*Instructions to follow*. Select all lines in the records that include "with".

*Data to process*.
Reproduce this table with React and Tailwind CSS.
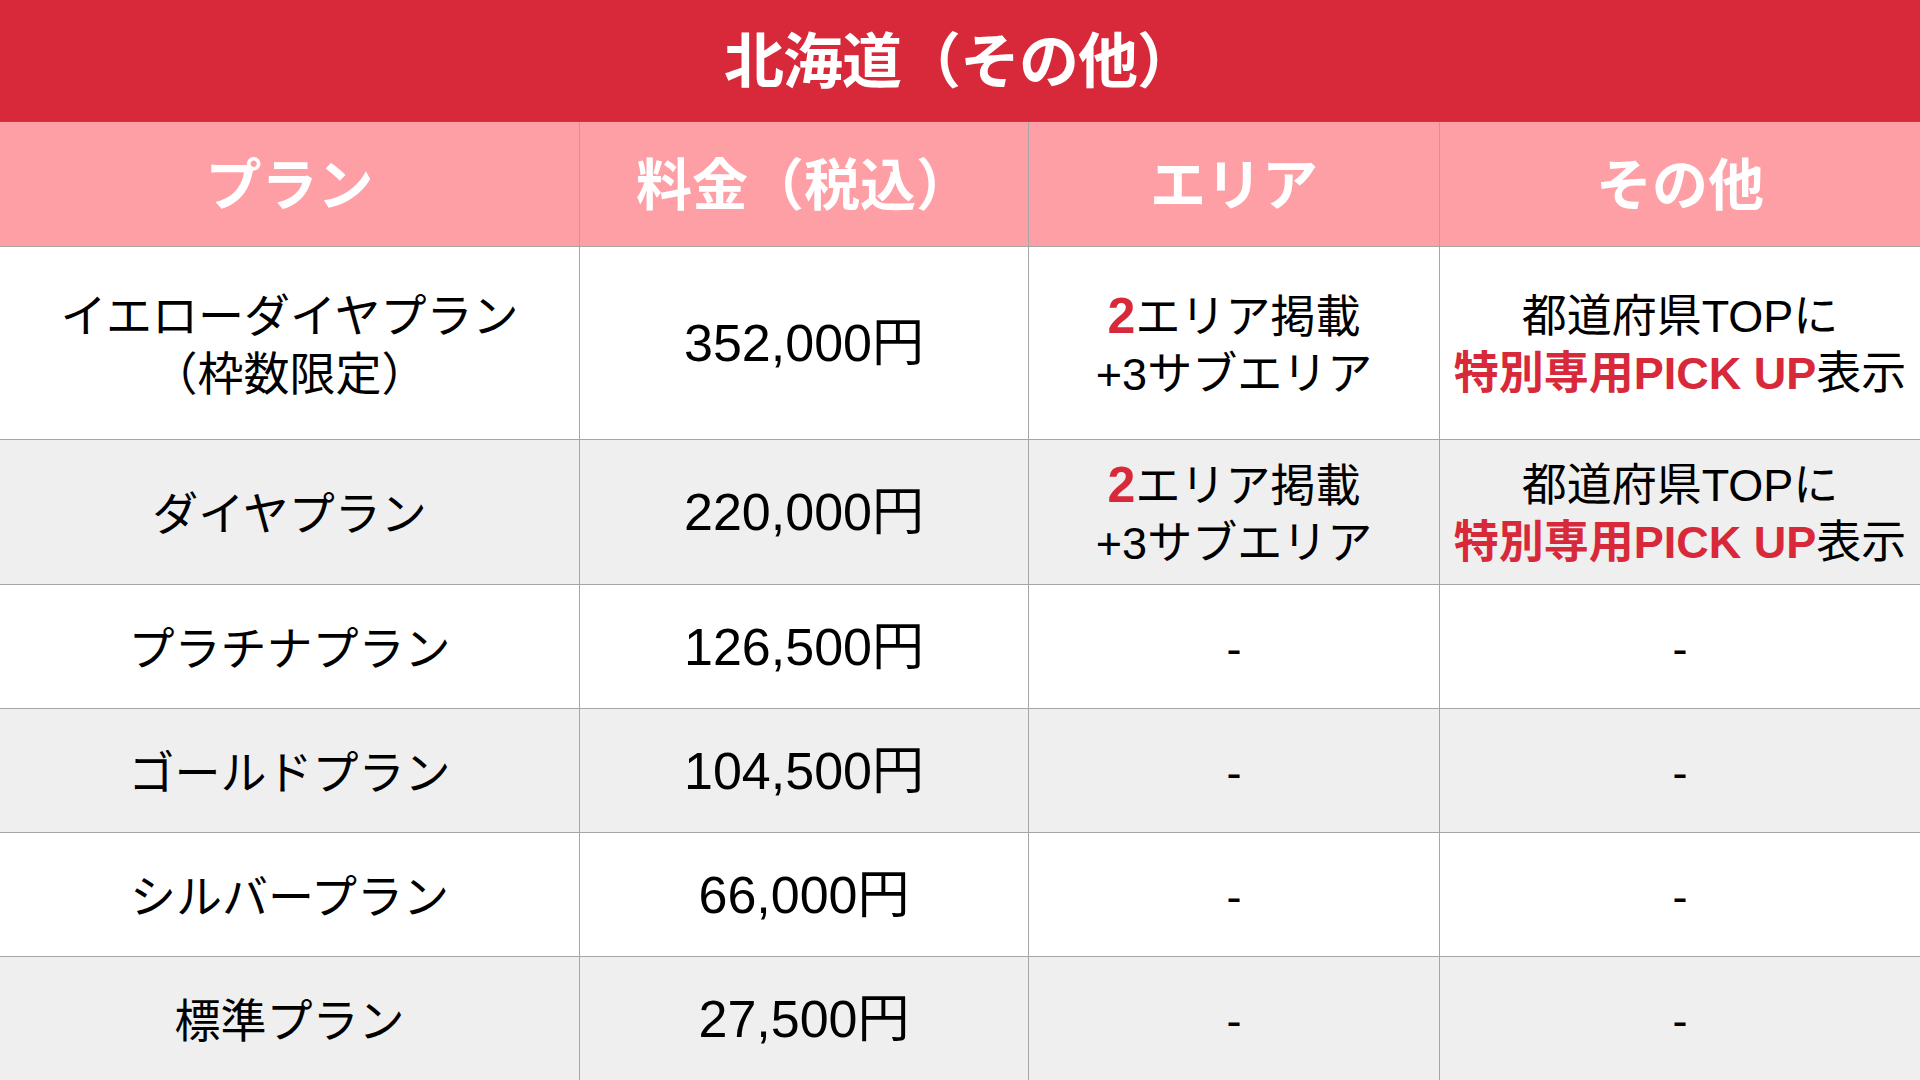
import React from "react";

const rows = [
  {
    plan: ["イエローダイヤプラン", "（枠数限定）"],
    price: "352,000",
    area: true,
    other: true,
    bg: "bg-white",
    h: "h-[193px]",
  },
  { plan: ["ダイヤプラン"], price: "220,000", area: true, other: true, bg: "bg-[#efefef]", h: "h-[145px]" },
  { plan: ["プラチナプラン"], price: "126,500", bg: "bg-white", h: "h-[124px]" },
  { plan: ["ゴールドプラン"], price: "104,500", bg: "bg-[#efefef]", h: "h-[124px]" },
  { plan: ["シルバープラン"], price: "66,000", bg: "bg-white", h: "h-[124px]" },
  { plan: ["標準プラン"], price: "27,500", bg: "bg-[#efefef]", h: "h-[124px]" },
];

const font = { fontFamily: '"Liberation Sans", "Noto Sans CJK JP", sans-serif' };

function Cell({ children, className = "" }) {
  return (
    <div
      className={`flex flex-col items-center justify-center text-center border-r border-b border-[#a6a6a6] last:border-r-0 ${className}`}
    >
      {children}
    </div>
  );
}

export default function App() {
  return (
    <div className="w-[1920px] h-[1080px] overflow-hidden bg-white text-black" style={font}>
      {/* Title */}
      <div className="h-[122px] bg-[#d8293a] border-b border-[#b3404a] flex items-center justify-center pt-[4px]">
        <h1 className="text-white font-bold text-[60px] leading-none tracking-[-1px]">北海道（その他）</h1>
      </div>

      {/* Header */}
      <div className="grid grid-cols-[580px_449px_411px_480px] h-[125px] bg-[#fe9ea5]">
        {["プラン", "料金（税込）", "エリア", "その他"].map((t) => (
          <Cell key={t} className="text-white font-bold text-[56px] leading-none pt-[4px]">
            {t}
          </Cell>
        ))}
      </div>

      {/* Body */}
      {rows.map((r) => (
        <div key={r.price} className={`grid grid-cols-[580px_449px_411px_480px] ${r.h} ${r.bg}`}>
          <Cell className="text-[46px] leading-[58px] pt-[4px]">
            {r.plan.map((l) => (
              <span key={l}>{l}</span>
            ))}
          </Cell>
          <Cell className="text-[52px] leading-none">
            <span>{r.price}円</span>
          </Cell>
          <Cell className="text-[45px] leading-[57px] pt-[4px]">
            {r.area ? (
              <>
                <span>
                  <span className="text-[#d8293a] font-bold text-[50px]">2</span>エリア掲載
                </span>
                <span>+3サブエリア</span>
              </>
            ) : (
              <span>-</span>
            )}
          </Cell>
          <Cell className="text-[45px] leading-[57px] pt-[4px]">
            {r.other ? (
              <>
                <span>都道府県TOPに</span>
                <span className="whitespace-nowrap">
                  <span className="text-[#d8293a] font-bold">特別専用PICK UP</span>表示
                </span>
              </>
            ) : (
              <span>-</span>
            )}
          </Cell>
        </div>
      ))}
    </div>
  );
}
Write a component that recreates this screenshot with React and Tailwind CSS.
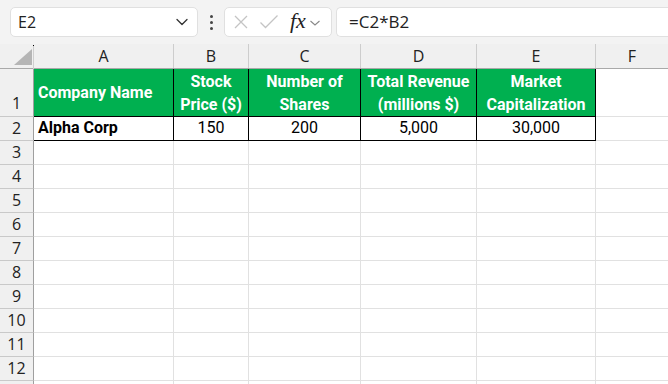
import React from "react";

const cols = [
  { k: "A", w: "w-[140px]" },
  { k: "B", w: "w-[75px]" },
  { k: "C", w: "w-[112px]" },
  { k: "D", w: "w-[116px]" },
  { k: "E", w: "w-[119px]" },
  { k: "F", w: "flex-1" },
];

const headers = [
  ["Company Name"],
  ["Stock", "Price ($)"],
  ["Number of", "Shares"],
  ["Total Revenue", "(millions $)"],
  ["Market", "Capitalization"],
];

const row2 = ["Alpha Corp", "150", "200", "5,000", "30,000"];

const ui = { fontFamily: '"Open Sans", "Noto Sans", sans-serif' };
const cell = { fontFamily: 'Roboto, "Liberation Sans", sans-serif' };

function Chevron({ className }) {
  return (
    <svg className={className} width="14" height="10" viewBox="0 0 14 10" fill="none">
      <path d="M2 2.5 L7 7.5 L12 2.5" stroke="#333" strokeWidth="1.3" strokeLinecap="round" strokeLinejoin="round" />
    </svg>
  );
}

export default function App() {
  return (
    <div className="w-[668px] h-[384px] overflow-hidden bg-white flex flex-col" style={ui}>
      {/* formula bar */}
      <div className="h-[44px] bg-[#f3f3f3] flex items-start pt-[7px] pl-[10px] shrink-0">
        <div className="w-[188px] h-[30px] bg-white border border-[#e0e0e0] rounded-[5px] flex items-center pl-[7px] pr-[8px] justify-between">
          <span className="text-[16px] text-[#222]">E2</span>
          <Chevron />
        </div>
        <div className="w-[26px] h-[30px] flex flex-col items-center justify-center gap-[3px]">
          <span className="w-[3px] h-[3px] bg-[#444] rounded-full"></span>
          <span className="w-[3px] h-[3px] bg-[#444] rounded-full"></span>
          <span className="w-[3px] h-[3px] bg-[#444] rounded-full"></span>
        </div>
        <div className="w-[108px] h-[30px] bg-white border border-[#e0e0e0] rounded-[5px] flex items-center pl-[8px]">
          <svg width="16" height="16" viewBox="0 0 16 16" fill="none">
            <path d="M2 2 L14 14 M14 2 L2 14" stroke="#c4c4c4" strokeWidth="1.3" />
          </svg>
          <svg className="ml-[10px]" width="20" height="16" viewBox="0 0 20 16" fill="none">
            <path d="M1.5 8.5 L6.5 13.5 L18.5 1.5" stroke="#c4c4c4" strokeWidth="1.3" />
          </svg>
          <span className="ml-[11px] text-[22px] italic leading-none text-[#222] mt-[-3px]" style={{ fontFamily: '"Liberation Serif", "DejaVu Serif", serif' }}>
            fx
          </span>
          <svg className="ml-[3px] mt-[2px]" width="12" height="8" viewBox="0 0 12 8" fill="none">
            <path d="M1.5 2 L6 6 L10.5 2" stroke="#888" strokeWidth="1.1" />
          </svg>
        </div>
        <div className="ml-[4px] flex-1 h-[30px] bg-white border border-[#e0e0e0] border-r-0 rounded-l-[5px] flex items-center pl-[12px]">
          <span className="text-[17px] text-[#222]">=C2*B2</span>
        </div>
      </div>

      {/* column header row */}
      <div className="flex h-[25px] bg-[#f0f0f0] border-b border-[#a9a9a9] shrink-0">
        <div className="w-[34px] h-full relative border-r border-[#cfcfcf] mt-[1px]">
          <svg className="absolute left-[14px] top-[4px]" width="18" height="16" viewBox="0 0 18 16">
            <path d="M18 0 L18 16 L0 16 Z" fill="#b5b5b5" />
          </svg>
          <span className="absolute right-[-1px] top-[0px] w-[1px] h-[1px] bg-black"></span>
        </div>
        {cols.map((c) => (
          <div
            key={c.k}
            className={`${c.w} h-full flex items-center justify-center text-[16px] text-[#222] ${c.k !== "F" ? "border-r border-[#cdcdcd]" : ""}`}
          >
            {c.k}
          </div>
        ))}
      </div>

      {/* row 1 */}
      <div className="flex h-[48px] shrink-0">
        <div className="w-[34px] bg-[#f0f0f0] border-r border-[#9f9f9f] border-b border-b-[#c9c9c9] flex items-end justify-center pb-[1px] text-[16px] text-[#222]">
          1
        </div>
        {cols.map((c, i) =>
          i < 5 ? (
            <div
              key={c.k}
              className={`${c.w} bg-[#00b050] border-r border-b border-black flex flex-col justify-center text-white font-bold text-[16px] leading-[23px] ${i === 0 ? "items-start pl-[4px]" : "items-center"}`}
              style={cell}
            >
              {headers[i].map((t) => (
                <span key={t}>{t}</span>
              ))}
            </div>
          ) : (
            <div key={c.k} className={`${c.w} border-b border-[#e1e1e1]`}></div>
          )
        )}
      </div>

      {/* row 2 */}
      <div className="flex h-[24px] shrink-0">
        <div className="w-[34px] bg-[#f0f0f0] border-r border-[#9f9f9f] border-b border-b-[#c9c9c9] flex items-end justify-center text-[16px] text-[#222]">
          2
        </div>
        {cols.map((c, i) =>
          i < 5 ? (
            <div
              key={c.k}
              className={`${c.w} border-r border-b border-black flex items-end text-[16px] text-black ${i === 0 ? "justify-start pl-[4px] font-bold" : "justify-center"}`}
              style={cell}
            >
              {row2[i]}
            </div>
          ) : (
            <div key={c.k} className={`${c.w} border-b border-[#e1e1e1]`}></div>
          )
        )}
      </div>

      {/* empty rows */}
      {[3, 4, 5, 6, 7, 8, 9, 10, 11, 12, 13].map((r) => (
        <div key={r} className="flex h-[24px] shrink-0">
          <div className="w-[34px] bg-[#f0f0f0] border-r border-[#9f9f9f] border-b border-b-[#c9c9c9] flex items-end justify-center text-[16px] text-[#222]">
            {r < 13 ? r : ""}
          </div>
          {cols.map((c, i) => (
            <div
              key={c.k}
              className={`${c.w} border-b border-[#e1e1e1] ${i < 5 ? "border-r border-r-[#e1e1e1]" : ""}`}
            ></div>
          ))}
        </div>
      ))}
    </div>
  );
}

*Finished answer*.
Reproduce this table with React and Tailwind CSS.
Write a component that recreates this screenshot with React and Tailwind CSS.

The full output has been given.